The 1820s heralded the beginning of the era of mountaineering in Europe that would see virtually all major Alpine summits climbed within 50 years. At this time in the colony of New South Wales, a penal settlement had been established at Moreton Bay. The first extracts from Moreton Bay penal settlement commandant
Patrick Logan’s journals were published in Australia’s first newspaper, the Sydney Gazette and New South Wales Advertiser, in 1827. It was the same year that Logan stood at the top of a cliffline (Frog Buttress) on Mt French in southern Queensland, looking across the plains of the Fassifern Valley. Just after midday on 3 August the following year, Logan clambered barefoot onto the summit of what was then the highest peak in the colony, Mt Barney, 100 kilometres southwest of the new colonial outpost of Brisbane Town.
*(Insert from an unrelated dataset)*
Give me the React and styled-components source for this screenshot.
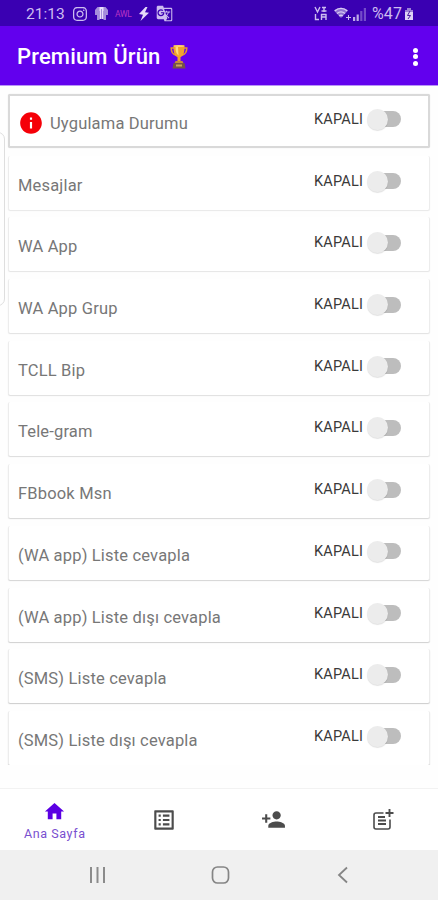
import React from 'react';
import styled, { createGlobalStyle } from 'styled-components';
import { MdHome, MdOutlineListAlt, MdPersonAdd, MdInfo, MdGTranslate } from 'react-icons/md';
import { FaInstagram } from 'react-icons/fa';

const GlobalStyle = createGlobalStyle`
  * {
    box-sizing: border-box;
  }

  body {
    margin: 0;
    background-color: #fefefe;
    font-family: Roboto, 'Liberation Sans', sans-serif;
  }
`

const Tela = styled.div`
  position: relative;
  width: 438px;
  height: 900px;
  display: flex;
  flex-direction: column;
  overflow: hidden;
`

const StatusBar = styled.div`
  height: 26px;
  flex-shrink: 0;
  display: flex;
  align-items: center;
  justify-content: space-between;
  padding: 1px 24px 0 26px;
  background-color: #3a00b2;
  color: #cdbcf0;
`

const StatusGroup = styled.div`
  display: flex;
  align-items: center;
  gap: ${props => props.$gap}px;
`

const Clock = styled.span`
  width: 40px;
  font-size: 15.5px;
  white-space: nowrap;
`

const Battery = styled.span`
  font-size: 16px;
  letter-spacing: 0.1px;
`

const Operator = styled.span`
  width: 17px;
  color: #b934c4;
  font-size: 8.5px;
  letter-spacing: -0.3px;
`

const AppBar = styled.header`
  height: 59px;
  flex-shrink: 0;
  display: flex;
  align-items: center;
  padding: 2px 20px 0 17px;
  background-color: #6200ee;
  box-shadow: 0 1px 0 #b994f7;
`

const Title = styled.h1`
  width: 153px;
  margin: 0;
  color: #fff;
  font-size: 22px;
  font-weight: 500;
  letter-spacing: 0.15px;
  white-space: nowrap;
`

const MenuButton = styled.div`
  display: flex;
  flex-direction: column;
  gap: 1.5px;
  margin-left: auto;
`

const Dot = styled.span`
  width: 5px;
  height: 5px;
  border-radius: 50%;
  background-color: #fff;
`

const List = styled.main`
  height: 680px;
  flex-shrink: 0;
  display: flex;
  flex-direction: column;
  gap: 7.7px;
  padding: 9px 8px 0;
  overflow: hidden;
`

const Card = styled.div`
  height: 54px;
  flex-shrink: 0;
  display: flex;
  align-items: center;
  padding: ${props => (props.$active ? '4px 25px 0 8px' : '5px 26px 0 9px')};
  background-color: #fff;
  border-style: solid;
  border-color: ${props => (props.$active ? '#d9d9d9' : '#ececec')};
  border-width: ${props => (props.$active ? '2px' : '0 1px')};
  border-radius: 2px;
  box-shadow: ${props => (props.$active ? '0 0 1px #d0d0d0' : `0 1px 1px ${props.$shade}`)};
`

const Label = styled.span`
  margin-left: ${props => props.$left || 0}px;
  color: #777;
  font-size: 16.5px;
  letter-spacing: 0.17px;
  white-space: nowrap;
`

const SwitchBox = styled.div`
  display: flex;
  align-items: center;
  gap: 5px;
  margin: 0 2px 8px auto;
`

const SwitchText = styled.span`
  width: 51px;
  color: #3a3a3a;
  font-size: 14.5px;
  letter-spacing: 0.2px;
  white-space: nowrap;
`

const Track = styled.span`
  width: 31px;
  height: 16px;
  display: flex;
  align-items: center;
  border-radius: 8px;
  background-color: #bdbdbd;
`

const Thumb = styled.span`
  width: 21px;
  height: 21px;
  flex-shrink: 0;
  margin-left: -3px;
  border-radius: 50%;
  background-color: #ececec;
  box-shadow: 0 1px 1px rgba(0, 0, 0, 0.12);
`

// pill that peeks in from the left side of the screen
const EdgeHandle = styled.div`
  position: absolute;
  left: -10px;
  top: 132px;
  width: 15px;
  height: 174px;
  border: 1px solid #dedede;
  border-radius: 7px;
`

const Tabs = styled.nav`
  height: 62px;
  flex-shrink: 0;
  display: grid;
  grid-template-columns: repeat(4, 1fr);
  margin-top: auto;
  border-top: 1px solid #f2f2f2;
  background-color: #fff;
`

const Tab = styled.div`
  display: flex;
  flex-direction: column;
  align-items: center;
  justify-content: center;
  padding-top: ${props => (props.$active ? 4 : 0)}px;
  color: ${props => (props.$active ? '#5b00e3' : '#4c4c4c')};
`

const TabText = styled.span`
  margin-top: 1px;
  color: #7950cf;
  font-size: 12.5px;
  letter-spacing: 0.6px;
  line-height: 20px;
`

const SystemBar = styled.footer`
  height: 50px;
  flex-shrink: 0;
  display: flex;
  align-items: center;
  justify-content: space-between;
  padding: 0 83px 0 86px;
  background-color: #f0f0f0;
`

const itens = [
  { nome: 'Mesajlar', shade: '#e8e8e8' },
  { nome: 'WA App', shade: '#e5e5e5' },
  { nome: 'WA App Grup', shade: '#e2e2e2' },
  { nome: 'TCLL Bip', shade: '#dfdfdf' },
  { nome: 'Tele-gram', shade: '#dcdcdc' },
  { nome: 'FBbook Msn', shade: '#d8d8d8' },
  { nome: '(WA app) Liste cevapla', shade: '#d4d4d4' },
  { nome: '(WA app) Liste dışı cevapla', shade: '#d0d0d0' },
  { nome: '(SMS) Liste cevapla', shade: '#cccccc' },
  { nome: '(SMS) Liste dışı cevapla', shade: '#c8c8c8' },
]

const Trophy = () => (
  <svg width="18" height="26" viewBox="0 0 18 26">
    <path d="M4 4H1.2c0 4 1.500 6.500 5 7.300M14 4h2.800c0 4-1.500 6.500-5 7.300" fill="none" stroke="#e8982c" strokeWidth="1.500" />
    <path d="M3.500 1.500h11c.2 6-.8 10.500-4 11.700V18h-3v-4.800C4.300 12 3.300 7.500 3.500 1.500z" fill="#f2a32e" />
    <path d="M5.500 3h2.500l.5 8.500C6.300 10 5.500 7 5.500 3z" fill="#ffdc78" />
    <ellipse cx="9" cy="2" rx="5.500" ry="1" fill="#ffd06c" />
    <path d="M5.500 17h7l1 2.500h-9z" fill="#c58b3b" />
    <path d="M3.500 19h11l1 5.500h-13z" fill="#765347" />
    <path d="M6 20.500h6v2H6z" fill="#cda75d" />
  </svg>
)

const Shirt = () => (
  <svg width="15" height="15" viewBox="0 0 15 15">
    <path d="M3.500 1h8L14 4v5h-2v5H9.500V5h-4v9H3V9H1V4z" fill="#a58ddb" />
    <path d="M5.500 1h4v12h-4z" fill="#e8ddfb" />
    <path d="M7.500 3v10" stroke="#a58ddb" />
  </svg>
)

const Bolt = () => (
  <svg width="12" height="14" viewBox="0 0 12 14">
    <path d="M7.500 0L1 7l4 .8L2.500 14 11 5.800l-4-.6L9.500 0z" fill="#e4daf8" />
  </svg>
)

const CallStatus = () => (
  <svg width="14" height="15" viewBox="0 0 14 15" fill="none" stroke="#cdbcf0" strokeWidth="1.400">
    <path d="M1 1l2.500 5L6 1M8 1.500h4M10 1v5M7.500 5h5M1.500 8v5.500H5M7 8.500h5.500M7.500 11h4M7.500 8v6M12 8v6" />
  </svg>
)

const Wifi = () => (
  <svg width="17" height="14" viewBox="0 0 17 14">
    <path d="M0 3.500C4-.3 10-.3 14 3.500L7 11z" fill="#8f70d2" />
    <path d="M.8 4C4.500.5 9.500.5 13.200 4M3 6.500c2.400-2 5.600-2 8 0M5.200 9c1.200-1 2.400-1 3.600 0" fill="none" stroke="#d8caf5" strokeWidth="1.300" />
    <path d="M14.500 8v5M12 10.500h5" stroke="#cdbcf0" />
  </svg>
)

const Signal = () => (
  <svg width="13" height="14" viewBox="0 0 13 14" fill="#bda9e7">
    <path d="M0 10h2.200v4H0zM3.600 7.500h2.200V14H3.600z" />
    <path d="M7.200 4h2.200v10H7.200zM10.800 1H13v13h-2.200z" opacity=".45" />
  </svg>
)

const BatteryIcon = () => (
  <svg width="10" height="14" viewBox="0 0 10 14">
    <path d="M3 1h4v2h2v3H1V3h2z" fill="#9b80d5" />
    <path d="M1 5h8v8H1z" fill="#ded3f5" />
    <path d="M6 4L3.500 8.500h3L4 12" fill="none" stroke="#4b189f" />
  </svg>
)

const NoteAdd = () => (
  <svg width="22" height="22" viewBox="0 0 22 22" fill="none" stroke="currentColor">
    <path d="M11.500 4H4a2 2 0 0 0-2 2v12a2 2 0 0 0 2 2h12a2 2 0 0 0 2-2v-7.500" strokeWidth="1.600" />
    <path d="M6 8h7M6 11.500h8M6 15h8" strokeWidth="1.800" />
    <path d="M17.500 0v8M13.500 4h8" strokeWidth="1.900" />
  </svg>
)

const Chave = () => (
  <SwitchBox>
    <SwitchText>KAPALI</SwitchText>
    <Track><Thumb /></Track>
  </SwitchBox>
)

const App = () => {
  return (
    <>
      <GlobalStyle />
      <Tela>
        <StatusBar>
          <StatusGroup $gap={6}>
            <Clock>21:13</Clock>
            <FaInstagram size={16} />
            <Shirt />
            <Operator>AWL</Operator>
            <Bolt />
            <MdGTranslate size={17} />
          </StatusGroup>
          <StatusGroup $gap={6}>
            <CallStatus />
            <StatusGroup $gap={2}>
              <Wifi />
              <Signal />
            </StatusGroup>
            <StatusGroup $gap={2}>
              <Battery>%47</Battery>
              <BatteryIcon />
            </StatusGroup>
          </StatusGroup>
        </StatusBar>
        <AppBar>
          <Title>Premium Ürün</Title>
          <Trophy />
          <MenuButton>
            <Dot />
            <Dot />
            <Dot />
          </MenuButton>
        </AppBar>
        <List>
          <Card $active>
            <MdInfo size={26} color="#f50008" />
            <Label $left={6}>Uygulama Durumu</Label>
            <Chave />
          </Card>
          {itens.map(item => (
            <Card key={item.nome} $shade={item.shade}>
              <Label>{item.nome}</Label>
              <Chave />
            </Card>
          ))}
        </List>
        <Tabs>
          <Tab $active>
            <MdHome size={23} />
            <TabText>Ana Sayfa</TabText>
          </Tab>
          <Tab><MdOutlineListAlt size={26} /></Tab>
          <Tab><MdPersonAdd size={25} /></Tab>
          <Tab><NoteAdd /></Tab>
        </Tabs>
        <SystemBar>
          <svg width="22" height="22" viewBox="0 0 22 22" stroke="#8b8b8b" strokeWidth="2">
            <path d="M5 3v16M11.500 3v16M18 3v16" />
          </svg>
          <svg width="22" height="22" viewBox="0 0 22 22" fill="none" stroke="#858585" strokeWidth="1.700">
            <rect x="2.500" y="3" width="16" height="16" rx="5" />
          </svg>
          <svg width="22" height="22" viewBox="0 0 22 22" fill="none" stroke="#858585" strokeWidth="1.800">
            <path d="M14 3.500L6 11l8 7.500" />
          </svg>
        </SystemBar>
        <EdgeHandle />
      </Tela>
    </>
  );
};

export default App;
As the 36 year old explorer gazed through the clear air, his two climbing companions, botanists
Allan Cunningham and
Charles Fraser, languished far below on a ridge that now bears his name. The traditional owners of the country here, the Yugumbir, called the massif Baga Baga. It was one of many places in Yugumbir country where people were either discouraged or forbidden to go. But expedition guide Logan knew little of this local law—his primary interest was in looking for new pastures for settlement—but was that the only reason he climbed to the highest-known summit in Australia that day? As Logan and the two botanists, accompanied by two unnamed convicts, reached the first rocky outcrops on the ridge, they gazed across the huge east wall of the mountain in awe of its ‘really terrific appearance, being a perpendicular mass of rock, unvaried by even the smallest trace of vegetation, except a few straggling lichens’. At the top of a pinnacle on the ridge, they were in for another shock—the summit of Mount Warning some 50 kilometres to the southeast protruding above the McPherson Range. All of them except Cunningham had believed it was Mt Warning they were climbing! Despite this discovery, Logan insisted on continuing, as Fraser later recounted in his journal: 'On a careful scrutiny of the fearful precipices which overhung us, Capt Logan detected a path by which it appeared possible, and barely possible, to ascend, so, putting off our shoes and stockings, and leaving the rest of the party behind, he and I began scrambling on hands and knees to the first peak, a height of about 300 feet, with great difficulty, but having once attained a certain elevation, we had no alternative but to proceed, any attempt at returning in this direction appearing totally impracticable.' At a point further up the ridge, Fraser turned back, leaving Logan to continue onto the summit alone. While the two botanists’ journal entries of the day’s events ran into many pages, Logan’s summary of his climb was just 200 words. At first, Logan named Mt Barney, ‘Mt Lindesay’, and today’s Mt Lindesay, ‘Mt Hooker’. Both names were changed to their present day titles in the 1830s, causing confusion well into the 20th century. Ironically, standing on the
summit of Mt Barney that day, Logan would have looked into the Brisbane River Valley, hardly realizing that he would meet his death there two years later, speared most probably by local Aboriginal people. Two years after Logan’s death, a report by Cunningham, read to the Royal Geographical Society of London, relegated the details of the first European ascent of the highest known peak in the colony to a footnote, with Logan’s name omitted. Two years later in 1834, a scientist collecting geological and botanical specimens in the Australian Alps, Dr J. Lhotsky, most probably stumbled across the highest point in the colony although it was not named Mt Koscuisko (2228 metres) until several years later.